Resolve Problems Using Problem Management
For recurring incidents or unresolved events, use problem management processes to find and address root causes. Problem management involves identifying and analyzing the underlying cause of incidents to prevent recurrence. Root cause analysis (RCA) is a key part of problem management, helping teams implement corrective actions that eliminate the source of ongoing problems. This approach ensures long-term stability and reduces the likelihood of similar incidents.
Automate Responses to Events and Incidents
Automate responses to common or predictable events to reduce response time and minimize manual intervention. Automation can include scaling resources when metrics indicate increased load, automatically applying patches, or triggering failovers during incidents. Automation helps ensure a consistent response, reduces human error, and enables teams to focus on complex problems requiring manual intervention.
Escalate and Communicate During Incidents
Ensure that escalation paths are defined and communicated clearly. When incidents cannot be resolved at an initial level, they should be escalated to the appropriate personnel. Communication is also key during incidents—ensure that relevant stakeholders, internal teams, and users are kept informed about the incident status, impact, and resolution timeline. Clear communication helps manage expectations and reduce confusion.
Conduct Post-Incident Reviews
After resolving incidents and problems, conduct post-incident reviews to assess what went well and what could have been improved. Use the insights gained from these reviews to refine response procedures, update runbooks, and improve the effectiveness of problem management processes.
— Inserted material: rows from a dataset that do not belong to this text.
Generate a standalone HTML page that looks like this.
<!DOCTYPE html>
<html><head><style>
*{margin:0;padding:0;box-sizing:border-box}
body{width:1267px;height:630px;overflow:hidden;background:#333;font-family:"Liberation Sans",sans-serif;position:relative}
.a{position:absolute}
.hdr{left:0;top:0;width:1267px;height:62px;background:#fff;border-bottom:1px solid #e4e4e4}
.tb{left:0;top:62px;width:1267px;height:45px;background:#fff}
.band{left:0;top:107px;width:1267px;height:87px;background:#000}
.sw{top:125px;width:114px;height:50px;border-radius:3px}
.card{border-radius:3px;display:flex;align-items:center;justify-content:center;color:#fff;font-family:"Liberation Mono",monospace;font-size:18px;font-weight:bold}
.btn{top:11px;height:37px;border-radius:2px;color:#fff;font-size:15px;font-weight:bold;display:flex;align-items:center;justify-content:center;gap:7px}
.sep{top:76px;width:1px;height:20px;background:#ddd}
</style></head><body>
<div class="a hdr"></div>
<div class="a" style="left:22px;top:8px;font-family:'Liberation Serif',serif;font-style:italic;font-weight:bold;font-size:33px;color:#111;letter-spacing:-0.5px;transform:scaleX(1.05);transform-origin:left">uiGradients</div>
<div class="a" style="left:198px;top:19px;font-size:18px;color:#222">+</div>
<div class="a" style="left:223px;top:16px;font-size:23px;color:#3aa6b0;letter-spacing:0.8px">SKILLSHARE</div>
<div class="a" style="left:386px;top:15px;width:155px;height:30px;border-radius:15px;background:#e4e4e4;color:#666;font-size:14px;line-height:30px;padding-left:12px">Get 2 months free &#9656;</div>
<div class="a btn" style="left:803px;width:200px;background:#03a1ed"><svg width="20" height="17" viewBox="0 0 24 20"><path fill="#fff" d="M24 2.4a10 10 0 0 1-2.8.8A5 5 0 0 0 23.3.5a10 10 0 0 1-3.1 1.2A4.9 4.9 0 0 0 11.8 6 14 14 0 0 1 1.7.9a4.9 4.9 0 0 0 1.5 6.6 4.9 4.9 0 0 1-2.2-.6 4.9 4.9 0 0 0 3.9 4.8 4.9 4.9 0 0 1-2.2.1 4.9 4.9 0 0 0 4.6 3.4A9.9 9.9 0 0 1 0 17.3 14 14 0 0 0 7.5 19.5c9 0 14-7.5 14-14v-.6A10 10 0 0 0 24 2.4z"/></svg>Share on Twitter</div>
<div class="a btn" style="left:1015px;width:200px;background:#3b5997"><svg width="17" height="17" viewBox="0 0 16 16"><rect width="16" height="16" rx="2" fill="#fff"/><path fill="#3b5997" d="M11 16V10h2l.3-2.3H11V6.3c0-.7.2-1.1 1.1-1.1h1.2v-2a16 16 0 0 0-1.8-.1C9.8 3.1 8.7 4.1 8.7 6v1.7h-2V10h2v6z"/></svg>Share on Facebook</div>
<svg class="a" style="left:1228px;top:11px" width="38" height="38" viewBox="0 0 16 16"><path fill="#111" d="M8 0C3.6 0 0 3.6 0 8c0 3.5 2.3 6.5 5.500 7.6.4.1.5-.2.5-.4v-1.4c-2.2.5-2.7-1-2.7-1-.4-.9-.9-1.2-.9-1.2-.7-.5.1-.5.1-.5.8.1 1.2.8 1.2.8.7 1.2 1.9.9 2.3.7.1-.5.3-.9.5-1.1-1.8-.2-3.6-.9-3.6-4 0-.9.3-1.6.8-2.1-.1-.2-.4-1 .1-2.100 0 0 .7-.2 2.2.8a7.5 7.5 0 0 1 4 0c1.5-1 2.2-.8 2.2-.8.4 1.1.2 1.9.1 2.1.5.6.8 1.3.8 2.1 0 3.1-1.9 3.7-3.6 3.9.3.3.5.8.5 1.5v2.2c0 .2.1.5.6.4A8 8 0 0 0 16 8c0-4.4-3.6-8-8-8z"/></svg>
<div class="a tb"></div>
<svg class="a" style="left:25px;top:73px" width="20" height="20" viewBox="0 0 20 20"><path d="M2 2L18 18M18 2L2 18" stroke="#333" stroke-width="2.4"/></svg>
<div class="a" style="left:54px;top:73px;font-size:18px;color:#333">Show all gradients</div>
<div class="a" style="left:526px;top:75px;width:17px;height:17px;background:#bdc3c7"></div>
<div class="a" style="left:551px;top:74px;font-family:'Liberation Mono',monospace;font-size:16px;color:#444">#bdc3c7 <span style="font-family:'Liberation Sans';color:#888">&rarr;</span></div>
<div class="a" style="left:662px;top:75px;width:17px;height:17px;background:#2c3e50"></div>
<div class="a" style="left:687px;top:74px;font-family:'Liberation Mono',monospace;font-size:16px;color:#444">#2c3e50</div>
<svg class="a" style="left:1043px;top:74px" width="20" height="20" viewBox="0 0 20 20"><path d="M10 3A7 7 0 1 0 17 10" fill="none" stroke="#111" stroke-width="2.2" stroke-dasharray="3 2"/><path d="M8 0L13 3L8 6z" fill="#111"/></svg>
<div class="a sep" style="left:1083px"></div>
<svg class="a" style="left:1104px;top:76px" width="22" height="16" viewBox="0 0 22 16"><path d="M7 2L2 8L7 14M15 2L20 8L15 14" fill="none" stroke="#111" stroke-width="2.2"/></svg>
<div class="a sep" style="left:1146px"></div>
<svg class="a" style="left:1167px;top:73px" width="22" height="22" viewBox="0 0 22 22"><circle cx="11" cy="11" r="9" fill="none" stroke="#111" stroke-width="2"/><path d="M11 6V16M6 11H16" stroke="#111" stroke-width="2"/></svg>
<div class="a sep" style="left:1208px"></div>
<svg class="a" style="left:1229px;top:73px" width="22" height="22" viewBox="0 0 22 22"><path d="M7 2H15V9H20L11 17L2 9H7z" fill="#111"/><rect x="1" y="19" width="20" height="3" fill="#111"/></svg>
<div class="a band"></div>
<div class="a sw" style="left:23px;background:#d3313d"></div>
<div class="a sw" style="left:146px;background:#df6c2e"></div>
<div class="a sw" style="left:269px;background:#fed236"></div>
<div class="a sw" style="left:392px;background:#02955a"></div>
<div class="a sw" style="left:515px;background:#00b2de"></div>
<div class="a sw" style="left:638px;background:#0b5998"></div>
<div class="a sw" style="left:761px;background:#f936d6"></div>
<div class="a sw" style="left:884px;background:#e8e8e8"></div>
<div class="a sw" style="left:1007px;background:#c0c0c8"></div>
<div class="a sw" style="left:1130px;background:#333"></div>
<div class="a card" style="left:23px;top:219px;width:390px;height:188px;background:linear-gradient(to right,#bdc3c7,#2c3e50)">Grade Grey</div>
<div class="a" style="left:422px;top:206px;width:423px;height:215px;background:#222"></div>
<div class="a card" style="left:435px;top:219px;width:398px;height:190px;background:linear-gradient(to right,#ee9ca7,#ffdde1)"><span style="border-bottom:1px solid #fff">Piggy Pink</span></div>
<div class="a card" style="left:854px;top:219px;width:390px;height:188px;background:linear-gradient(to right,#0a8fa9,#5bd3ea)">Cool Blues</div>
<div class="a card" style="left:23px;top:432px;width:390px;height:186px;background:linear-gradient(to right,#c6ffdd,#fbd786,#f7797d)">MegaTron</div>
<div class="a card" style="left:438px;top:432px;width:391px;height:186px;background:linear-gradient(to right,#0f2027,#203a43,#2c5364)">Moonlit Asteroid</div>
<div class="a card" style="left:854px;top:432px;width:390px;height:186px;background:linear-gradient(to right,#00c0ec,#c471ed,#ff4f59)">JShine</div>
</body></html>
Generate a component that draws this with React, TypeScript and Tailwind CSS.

This continuous improvement approach ensures teams learn from every incident and enhance their readiness for future events.
Supporting Questions
- How do you differentiate between events, incidents, and problems in your workload?
- What processes are in place to manage each type of event, incident, or problem?
- How do you ensure effective communication and escalation during incidents?
Roles and Responsibilities
Incident Responder
Responsibilities:
- Follow incident management procedures to respond to and resolve incidents quickly and minimize impact.
- Escalate incidents to appropriate teams if they cannot be resolved at an initial level.
Problem Manager
Responsibilities:
- Lead the problem management process to identify the root cause of recurring incidents.
- Conduct root cause analysis (RCA) and work with relevant teams to implement corrective actions that prevent recurrence.
Operations Manager
Responsibilities:
- Oversee event, incident, and problem management processes, ensuring that response procedures are effective and that all types of events are managed appropriately.
- Conduct post-incident reviews and use lessons learned to enhance future response efforts.
Artifacts
- Overview of Events, Incident and Problems: An overview of the meaning of Events, Incidents and Problems, their differences and when each apply.
- Event Management Policy: A document detailing how events are classified, monitored, and managed, including when events escalate to incidents.
- Incident Management Policy: A document detailing how incidents are classified, monitored, and managed, including when events escalate to incidents.
- Problem Management Policy: A document detailing how problems are classified, monitored, and managed, including when events escalate to incidents.
- Incident Response Playbook: A playbook outlining the steps to take during incidents, including identification, categorization, response, resolution, and escalation paths.
- Root Cause Analysis Report: A report documenting the findings of root cause analysis for recurring incidents, along with corrective actions taken to prevent recurrence.
Relevant AWS Tools
Monitoring and Event Management Tools
- Amazon CloudWatch: Monitors workload events and creates alarms based on thresholds, helping teams identify when events escalate to incidents.
- AWS Systems Manager OpsCenter: Aggregates operational issues and helps classify events, incidents, and problems, providing a central location for managing operational activities.
Incident and Problem Management Tools
- AWS Systems Manager Incident Manager: Helps organize and manage incidents, providing runbooks and workflows that guide teams through resolution.
- AWS Config: Tracks resource configuration changes and helps identify issues that may lead to incidents, supporting problem management efforts.
Automation and Escalation Tools
- AWS Lambda: Automates responses to certain types of events, such as scaling resources or triggering remediation steps, reducing manual intervention.
- Amazon SNS (Simple Notification Service): Automates alerts and escalation, ensuring that incidents are escalated to the appropriate teams when needed.
Post-Incident Review Tools
- AWS Systems Manager Automation: Automates the collection of information during incidents, making it easier to conduct post-incident reviews and identify areas for improvement.
- AWS QuickSight: Visualizes metrics and post-incident analysis data, helping teams understand trends and identify areas where response processes can be refined.